Problem statement: State how many lines of the entries hold the string "components", and nothing more.

Input rows:
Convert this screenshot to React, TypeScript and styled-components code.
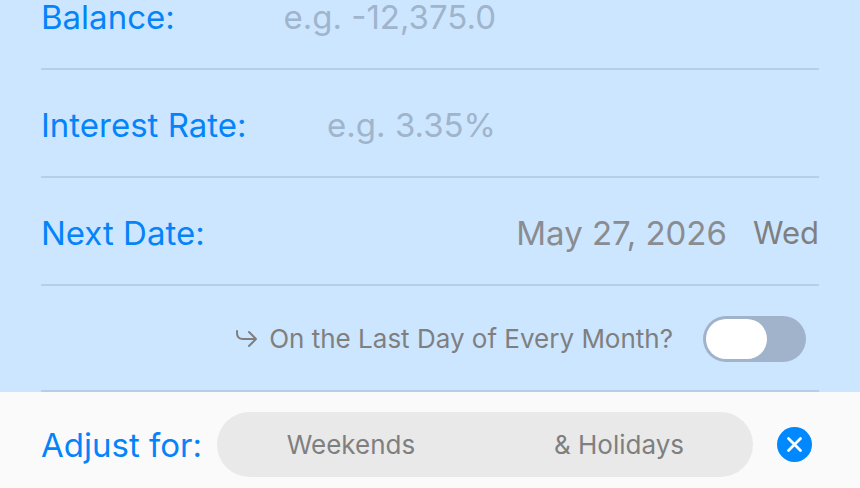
import React, { useState } from 'react';
import styled, { createGlobalStyle } from 'styled-components';

const GlobalStyle = createGlobalStyle`
  *, *::before, *::after { box-sizing: border-box; }
  body {
    margin: 0;
    background: #fafafa;
    font-family: Inter, "Liberation Sans", sans-serif;
    color: #7f7f80;
  }
  button, input { font: inherit; color: inherit; }
`;

const Form = styled.form`
  display: flex;
  flex-direction: column;
`;

const Fields = styled.section`
  padding: 0 41px;
  background: #cde6ff;
`;

const Row = styled.div<{ $compact?: boolean }>`
  display: flex;
  align-items: center;
  padding: ${p => (p.$compact ? '0 0 34px' : '38px 0 34px')};
  border-bottom: 2px solid #b5cfeb;
`;

const Label = styled.label`
  flex: none;
  font-size: 33px;
  line-height: 34px;
  color: #0584f9;
  white-space: nowrap;
`;

const ValueInput = styled.input`
  flex: 1;
  min-width: 0;
  height: 44px;
  margin: -5px 323px -5px 0;
  padding: 0;
  border: 0;
  outline: 0;
  background: transparent;
  font-size: 33px;
  text-align: right;
  &::placeholder { color: #a0b4cb; opacity: 1; }
`;

const DateButton = styled.button`
  display: flex;
  align-items: center;
  gap: 26px;
  margin-left: auto;
  padding: 0;
  border: 0;
  background: none;
  font-size: 33px;
  line-height: 34px;
  color: #8a8c90;
  white-space: nowrap;
`;

const Weekday = styled.span`
  font-size: 31px;
  color: #7f7f80;
`;

const SwitchRow = styled(Row)`
  justify-content: flex-end;
  padding: 30px 13px 28px 0;
`;

const SwitchLabel = styled.label`
  display: flex;
  align-items: center;
  gap: 11px;
  margin-right: 30px;
  font-size: 26px;
  line-height: 32px;
  white-space: nowrap;
`;

const Switch = styled.input`
  appearance: none;
  display: flex;
  flex: none;
  width: 103px;
  height: 46px;
  margin: 0;
  padding: 3px;
  border-radius: 23px;
  background: #a0b3cb;
  &::before {
    content: "";
    width: 61px;
    height: 40px;
    border-radius: 20px;
    background: #fff;
  }
  &:checked { justify-content: flex-end; background: #0088ff; }
`;

const AdjustBar = styled.section`
  display: flex;
  align-items: center;
  padding: 20px 48px 11px 41px;
`;

const Segments = styled.div`
  display: grid;
  grid-template-columns: 1fr 1fr;
  flex: 1;
  height: 65px;
  margin: 0 24px 0 15px;
  border-radius: 33px;
  background: #e9e9e9;
`;

const Segment = styled.button`
  padding: 0;
  border: 0;
  border-radius: 33px;
  background: none;
  font-size: 26px;
`;

const ClearButton = styled.button`
  display: grid;
  width: 35px;
  height: 35px;
  padding: 0;
  border: 0;
  background: none;
`;

export default function App() {
  const [lastDay, setLastDay] = useState(false);
  return (
    <>
      <GlobalStyle />
      <Form>
        <Fields>
          <Row $compact>
            <Label htmlFor="balance">Balance:</Label>
            <ValueInput id="balance" placeholder="e.g. -12,375.0" />
          </Row>
          <Row>
            <Label htmlFor="rate">Interest Rate:</Label>
            <ValueInput id="rate" placeholder="e.g. 3.35%" />
          </Row>
          <Row>
            <Label htmlFor="date">Next Date:</Label>
            <DateButton id="date" type="button">May 27, 2026<Weekday>Wed</Weekday></DateButton>
          </Row>
          <SwitchRow>
            <SwitchLabel htmlFor="last-day">
              <svg width="22" height="20" viewBox="0 0 22 20" fill="none" stroke="currentColor" strokeWidth="2" strokeLinecap="round" strokeLinejoin="round" aria-hidden="true">
                <path d="M1 2v2q0 6 6 6h13M13 3l7 7-7 7" />
              </svg>
              On the Last Day of Every Month?
            </SwitchLabel>
            <Switch id="last-day" type="checkbox" role="switch" checked={lastDay} onChange={e => setLastDay(e.target.checked)} />
          </SwitchRow>
        </Fields>
        <AdjustBar>
          <Label as="span">Adjust for:</Label>
          <Segments role="group" aria-label="Adjust for">
            <Segment type="button">Weekends</Segment>
            <Segment type="button">&amp; Holidays</Segment>
          </Segments>
          <ClearButton type="button" aria-label="Clear">
            <svg width="35" height="35" viewBox="0 0 35 35" aria-hidden="true">
              <circle cx="17.5" cy="17.5" r="17.5" fill="#0088ff" />
              <path d="M11.5 11.5l12 12M23.5 11.5l-12 12" stroke="#fff" strokeWidth="2.8" strokeLinecap="round" />
            </svg>
          </ClearButton>
        </AdjustBar>
      </Form>
    </>
  );
}
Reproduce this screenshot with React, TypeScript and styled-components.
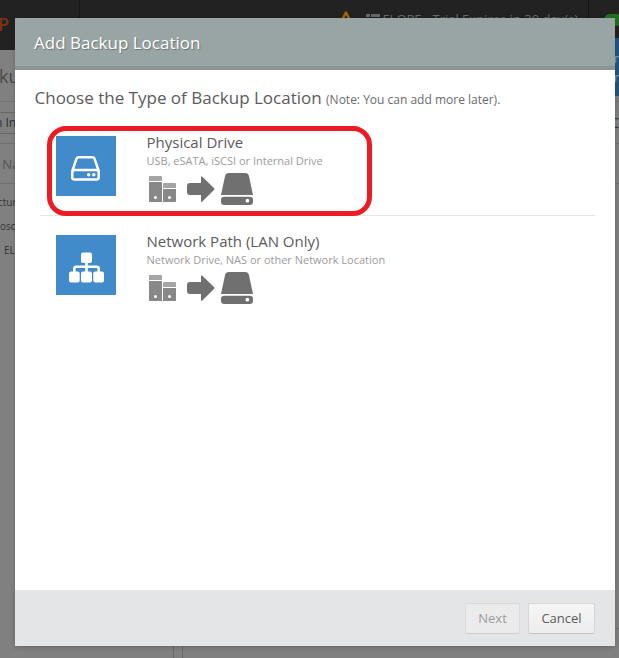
import React from 'react';
import styled, { createGlobalStyle } from 'styled-components';

const GlobalStyle = createGlobalStyle`
  * { box-sizing: border-box; }
  body { margin: 0; overflow: hidden; background: #808080; font-family: "Open Sans", sans-serif; color: #555; }
`;

const Screen = styled.div`
  position: relative;
  width: 619px;
  height: 658px;
  overflow: hidden;
  display: flex;
  flex-direction: column;
  background: #808080;
  white-space: nowrap;
`;

const TopBar = styled.header`
  display: grid;
  grid-template-columns: 80px 509px 30px;
  height: 50px;
  flex: none;
  background: #222;
`;
const BarCell = styled.div<{ $justify?: string }>`
  display: flex;
  justify-content: ${p => p.$justify ?? 'flex-start'};
  border-right: 1px solid #151515;
  overflow: hidden;
`;
const Brand = styled.span`
  margin-left: -2px;
  padding-top: 12px;
  font-size: 18px;
  font-weight: 600;
  line-height: 24px;
  color: #80310f;
`;
const Trial = styled.span`
  display: flex;
  align-items: flex-start;
  padding: 11px 10px 0 0;
  font-size: 13px;
  line-height: 17px;
  color: #686868;
  svg { flex: none; }
`;
const TrialText = styled.span`
  margin-left: 2px;
`;
const Status = styled.span`
  width: 18px;
  height: 12px;
  margin: 14px 0 0 15px;
  border-radius: 6px;
  background: #237023;
`;

const PageRow = styled.div<{ $h: number; $line?: string }>`
  display: flex;
  justify-content: space-between;
  align-items: center;
  height: ${p => p.$h}px;
  flex: none;
  border-bottom: 1px solid ${p => p.$line ?? 'transparent'};
`;
const PageText = styled.span<{ $size: number; $indent?: number; $color?: string; $weight?: number }>`
  margin-left: ${p => p.$indent ?? 0}px;
  font-size: ${p => p.$size}px;
  font-weight: ${p => p.$weight ?? 400};
  color: ${p => p.$color ?? '#333'};
`;
const ToolButton = styled.div`
  display: flex;
  align-items: center;
  width: 60px;
  height: 22px;
  border: 1px solid #686868;
  border-left: 0;
`;
const Promo = styled.div`
  align-self: flex-start;
  width: 5px;
  height: 58px;
  margin-top: -12px;
  padding-top: 11px;
  overflow: hidden;
  background: #215580;
  color: #909da8;
  font-size: 12px;
  line-height: 19px;
`;
const Panes = styled.div`
  display: grid;
  grid-template-columns: 174px 9px 1fr;
  flex: 1;
`;
const Pane = styled.div`
  border-right: 1px solid #666;
`;
const DetailPane = styled.div`
  height: 361px;
  border-bottom: 1px solid #707070;
`;

const Dialog = styled.section`
  position: absolute;
  left: 15px;
  top: 18px;
  width: 600px;
  height: 628px;
  display: flex;
  flex-direction: column;
  background: #fff;
  border-radius: 1px;
  box-shadow: 0 1px 5px rgba(0, 0, 0, 0.2);
`;
const DialogHeader = styled.header`
  height: 52px;
  padding: 0 19px;
  background: #99a5a4;
  border-bottom: 4px solid #8a9695;
  color: #fff;
  font-size: 17px;
  line-height: 49px;
  text-shadow: 1px 1px 1px rgba(0, 0, 0, 0.3);
`;
const DialogBody = styled.div`
  flex: 1;
  padding: 16px 20px 0;
`;
const Heading = styled.h1`
  height: 31px;
  margin: 0 0 0 -0.5px;
  font-size: 17px;
  font-weight: 400;
  line-height: 24px;
  color: #5b5b5b;
`;
const Note = styled.small`
  font-size: 12px;
  color: #6b6b6b;
`;
const OptionList = styled.div`
  margin-left: 5px;
`;
const Option = styled.div`
  position: relative;
  display: grid;
  grid-template-columns: 60px 1fr;
  column-gap: 30.5px;
  height: 99px;
  padding: 19px 0 0 16px;
  &:not(:last-child) { border-bottom: 1px solid #e5e5e5; }
`;
const Tile = styled.div`
  display: grid;
  place-items: center;
  width: 60px;
  height: 60px;
  padding-top: 3px;
  background: #428bca;
`;
const OptionTitle = styled.div`
  margin-top: -5px;
  font-size: 15px;
  line-height: 22px;
  color: #5b5b5b;
`;
const OptionHint = styled.div`
  font-size: 11px;
  line-height: 16px;
  color: #9c9c9c;
`;
const Highlight = styled.div`
  position: absolute;
  left: 7px;
  top: 9px;
  width: 325px;
  height: 90px;
  border: 5px solid #ed1c24;
  border-radius: 19px;
`;
const FlowDrawing = styled.svg`
  display: block;
  margin: 2px 0 0 1.5px;
`;
const DialogFooter = styled.footer`
  display: flex;
  justify-content: flex-end;
  gap: 8px;
  height: 56px;
  padding: 13px 20px 0;
  background: #e4e5e7;
`;
const Button = styled.button<{ $width: number }>`
  width: ${p => p.$width}px;
  height: 31px;
  padding: 0;
  border: 1px solid #d5d5d6;
  border-bottom-color: #c5c5c5;
  border-radius: 2px;
  background: linear-gradient(#f5f5f5, #ededed);
  color: #5a5a5a;
  font: 13px/27px "Open Sans", sans-serif;
  &:disabled { color: #9c9c9c; background: #ebebec; border-color: #d9dadb; border-bottom-color: #cecfd0; }
`;

const WarningIcon = () => (
  <svg width="14" height="14" viewBox="0 0 14 14">
    <path d="M7 1.5 13 13H1Z" fill="none" stroke="#a2650c" strokeWidth="2.4" strokeLinejoin="round" />
  </svg>
);
const ListIcon = () => (
  <svg width="14" height="12" viewBox="0 0 14 12">
    <path d="M0 3h4v3H0zM5 3h9v3H5zM0 7h4v3H0zM5 7h9v3H5z" fill="#686868" />
  </svg>
);
const ListGap = styled.span`
  width: 13px;
`;

const DriveIcon = () => (
  <svg width="32" height="28" viewBox="0 0 32 28" fill="none" stroke="#fff" strokeWidth="2.5">
    <path d="M2.3 17 6.5 4.6Q7.1 3.2 8.6 3.2H22.4Q23.9 3.2 24.5 4.6L28.7 17V23.2Q28.7 25.5 26.4 25.5H4.6Q2.3 25.5 2.3 23.2V18.7Q2.3 16 5 16H26Q28.7 16 28.7 18.7" />
    <circle cx="18.7" cy="20.8" r="1.7" fill="#fff" stroke="none" />
    <circle cx="23.8" cy="20.8" r="1.7" fill="#fff" stroke="none" />
  </svg>
);
const NetworkIcon = () => (
  <svg width="36" height="32" viewBox="0 0 36 32" fill="#fff">
    <rect x="13" y="1.5" width="11" height="10.5" rx="2" />
    <rect x="1" y="20.5" width="10.7" height="11" rx="2" />
    <rect x="13" y="20.5" width="11" height="11" rx="2" />
    <rect x="25.3" y="20.5" width="10.7" height="11" rx="2" />
    <path d="M18.5 10v11M6.3 21v-3.2q0-2 2-2h20.4q2 0 2 2V21" fill="none" stroke="#fff" strokeWidth="2.6" />
  </svg>
);
const TransferDrawing = () => (
  <FlowDrawing width="107" height="36" viewBox="0 0 107 36">
    <path d="M1 5.5q0-.5.5-.5H13q1 0 1 1v4H1zM15 12.7q0-.7.7-.7H27q1 0 1 1v4H15z" fill="#a5a5a5" />
    <path d="M1 11h13v20H1.8q-.8 0-.8-.8zM15 18h13v12.2q0 .8-.8.8H15z" fill="#888" />
    <circle cx="7.5" cy="26.5" r="1.5" fill="#fff" />
    <circle cx="21.5" cy="26.5" r="1.5" fill="#fff" />
    <path d="M42 12h11V6.2q0-1.7 1.3-.5L66 17q1 1 0 2L54.3 30.5Q53 31.7 53 30v-6H42q-3 0-3-3v-6q0-3 3-3Z" fill="#707070" />
    <path d="M81 2h16q3.3 0 4 3.2L105 24H73L77 5.2Q77.7 2 81 2Z" fill="#707070" />
    <rect x="73" y="25.7" width="32" height="8.3" rx="3.3" fill="#707070" />
    <circle cx="99.4" cy="29.7" r="1.9" fill="#fff" />
  </FlowDrawing>
);

const options = [
  { title: 'Physical Drive', hint: 'USB, eSATA, iSCSI or Internal Drive', Icon: DriveIcon, marked: true },
  { title: 'Network Path (LAN Only)', hint: 'Network Drive, NAS or other Network Location', Icon: NetworkIcon, marked: false },
];

export default function App() {
  return (
    <>
      <GlobalStyle />
      <Screen>
        <TopBar>
          <BarCell><Brand>P</Brand></BarCell>
          <BarCell $justify="flex-end">
            <Trial>
              <WarningIcon /><ListGap /><ListIcon />
              <TrialText>ELOPE - Trial Expires in 30 day(s)</TrialText>
            </Trial>
          </BarCell>
          <Status />
        </TopBar>
        <PageRow $h={52} $line="#737373">
          <PageText $size={18} $indent={-1} $color="#484848">ku</PageText>
          <Promo>m<br />na</Promo>
        </PageRow>
        <PageRow $h={42} $line="#707070">
          <ToolButton><PageText $size={12} $indent={-5} $color="#292f43">n In</PageText></ToolButton>
          <PageText $size={14}>C</PageText>
        </PageRow>
        <PageRow $h={40} $line="#707070">
          <PageText $size={13} $indent={2} $color="#5f5f5f" $weight={600}>Na</PageText>
        </PageRow>
        <PageRow $h={36}><PageText $size={10} $indent={-2}>ctur</PageText></PageRow>
        <PageRow $h={12}><PageText $size={10}>osc</PageText></PageRow>
        <PageRow $h={36}><PageText $size={10} $indent={4}>EL</PageText></PageRow>
        <Panes><Pane /><Pane /><DetailPane /></Panes>
        <Dialog>
          <DialogHeader>Add Backup Location</DialogHeader>
          <DialogBody>
            <Heading>Choose the Type of Backup Location <Note>(Note: You can add more later).</Note></Heading>
            <OptionList>
              {options.map(({ title, hint, Icon, marked }) => (
                <Option key={title}>
                  <Tile><Icon /></Tile>
                  <div>
                    <OptionTitle>{title}</OptionTitle>
                    <OptionHint>{hint}</OptionHint>
                    <TransferDrawing />
                  </div>
                  {marked && <Highlight />}
                </Option>
              ))}
            </OptionList>
          </DialogBody>
          <DialogFooter>
            <Button $width={55} disabled>Next</Button>
            <Button $width={67}>Cancel</Button>
          </DialogFooter>
        </Dialog>
      </Screen>
    </>
  );
}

Completed exercise: 4